Related analysis: These trends align closely with declining assessment outcomes discussed in our review of EQAO results and what they reveal about Ontario’s education system.
What “Play vs. Progress” Means in Ontario Classrooms
Play has always been an essential component of childhood development. When used appropriately, it supports curiosity, exploration, and engagement. In recent years, however, play-based learning in Ontario has increasingly shifted from a pedagogical tool to a guiding philosophy—sometimes replacing structured academic challenge rather than complementing it.
The underlying assumption is that learning should feel natural and stress-free. Yet meaningful learning has never been effortless.

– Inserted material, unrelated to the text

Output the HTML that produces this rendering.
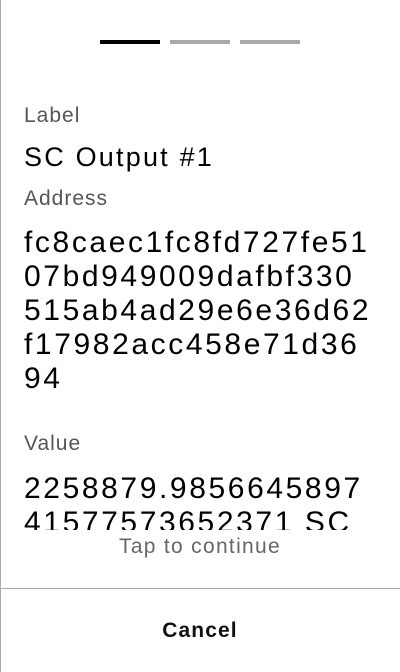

Whether in mathematics, reading, writing, or science, progress requires repetition, correction, focus, and sustained effort.
A system that consistently avoids difficulty sends an implicit message: if learning feels hard, expectations should be lowered. This mindset sits at the center of the Play vs. Progress Ontario education debate.
How the Play vs. Progress Culture Undermines Skill Development
In an effort to reduce discomfort, academic expectations across many Ontario classrooms have gradually softened:
- Challenging assignments are replaced with creative alternatives.
- Deadlines become flexible or optional.
- Assessment practices are adjusted to protect confidence.
- Critical feedback is minimized or delayed.
- Academic pressure is framed as harmful rather than developmental.
These choices are often motivated by compassion. However, they carry unintended consequences. When learning experiences are designed to avoid struggle, students fail to develop resilience, stamina, and problem-solving capacity. Productive struggle—the mechanism through which understanding deepens—is reduced or removed.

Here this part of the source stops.